On iki yıldır süren AKP iktidarı ,dışarıdan kendisine dayatılan programları uyguladı .Milli devlet zayıflatıldı.Ekonomi çökertildi. Kamu büyük oranda tasfiye edildi. Emperyalist projeler çerçevesinde milletin etnik ve dinsel temelde ayrıştırıldığı bir süreç yaşadık .Bu süreçte sağlık alanında kamudan özele kaynak akışı hızlandı.Dışa bağımlılık belirgin hale geldi. .Özellikle ilaç,tıbbi teknoloji ve sigorta alanında tamamen dışa bağımlı hale getirildik. Özel hastanelerin yabancı tekellere geçtiğini gözledik. Çalışanların iş güvenceleri büyük yaralar aldı. Taşeron çalışma biçimi çok yaygınlaştı .İş yükü, sağlık tüketiminin arttırılması amacıyla fazlalaştı. Çalışanların kölelik koşularında çalıştırılması sağlandı. Grevli ,toplu sözleşmeli sendikacılık yerine yandaş sendikalarla kapalı kapılar ardından çalışanların hak kayıplarının gerçekleşmesi sağlandı.
Biz sağlık çalışanları olarak öncelikle bağımsız bir ülkede yaşamak istiyoruz .Kendi kararlarını kendi alamayan, yabancı ülkelerin çıkarlarına göre karar veren bir iktidar hiç bir derdimize çare olamaz. Kendi çalışanlarını ve yurttaşlarını değil yabancıların istemlerini önceler. Dışarıdan gelen sıcak paraya mahkum ve üretim yerine tüketimi hedefleyen ekonomi sonucu kaynaklarımız sürekli dışarıya akmaktadır .Bu borçlanma ve dışa bağımlılık ekonomisinin sonuna gelinmiştir. Ülkemizi büyük bir ekonomik kriz beklemektedir. Bu kriz hepimizi vuracaktır .Bunun için ulusal politikalar yerine emperyalizmin taleplerini uygulayacak siyasi partilere oy vermiyoruz.
Taşeron çalışma modern köleliktir. Sağlık çalışanlarının birliğini bozmaktadır. Azgın bir sömürü ve güvencesiz çalışma biçimi olan taşerona son verilmelidir.
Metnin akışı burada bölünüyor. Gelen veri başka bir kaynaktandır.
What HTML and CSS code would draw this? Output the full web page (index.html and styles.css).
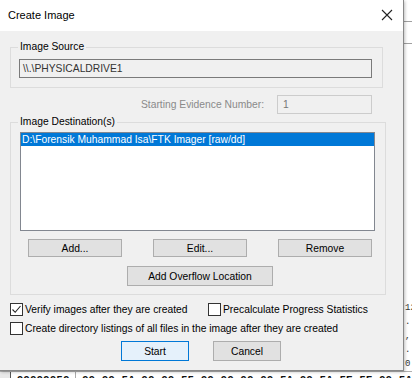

Taşerona hayır demeyen yada uygulamaları ile bunu sürdüreceğini belirten partilere oy vermiyoruz.
17 Aralık’ta büyük yolsuzluk ve rüşvet ağı ortaya çıktı. çalınan her para halkın parasıdır. Yolsuzluk önlendiği zaman kamu çalışanlarının ücretleri 2 katına çıkabilir. Yolsuzluk ve rüşvet ilişkisi olan partilere oy vermiyoruz
Sağlık çalışanları olarak hiçbir zaman insanları etnik köken,dinsel inanç,cinsiyet,yaş,sınıfsal konum vb. özelliklere göre ayırmayız .İnsanların tümü bizim için eşittir. Sağlık çalışanlarını ve sağlık hizmeti alanları kimse bölemez .Çalışanlar açısından sınıf kardeşliği belirleyicidir .Hepimiz aynı koşullarda çalışıp,aynı sıkıntıları yaşıyoruz. Taleplerimiz de ortak. Bu nedenle bölücülüğü reddediyoruz. Demokratik açılım adı altında yürütülen girişimlerin milletin birliğini bozan ve bizi iç savaşa sürükleyen emperyalist proje olduğunu biliyoruz .Özerklik ilanı girişimlerinin bölünme,ayrışma ve çatışma doğuracağını görüyoruz .Etnik kökeni ne olursa olsun hepimizin kardeşliğini savunuyoruz. Bu nedenle bölücülüğü savunan partilere oy vermiyoruz
Mustafa Kemal Atatürk ve Cumhuriyetimize çok değer veriyoruz. Cumhuriyetimizin temel özelliklerini savunuyoruz. Çağdaşlığı, özgürlüğü, aydınlanmayı savunuyoruz. Çalışanlarının büyük bölümünün kadın olduğu iş kolumuzda laikliği, kadının üzerindeki her türlü baskının ve engelin kalkmasını savunuyoruz .Atatürk'ten uzaklaşan partilere oy vermiyoruz.
Gericiliğe, bölücülüğe karşı ,Atatürk ve Cumhuriyet devrimlerini savunan, sağlıkta kamuculuğu savunup taşerona son verecek, bağımsız Türkiye özlemi olan dolayısıyla yolsuzluk, hırsızlık ile anılmayacak partilere oy vereceğiz.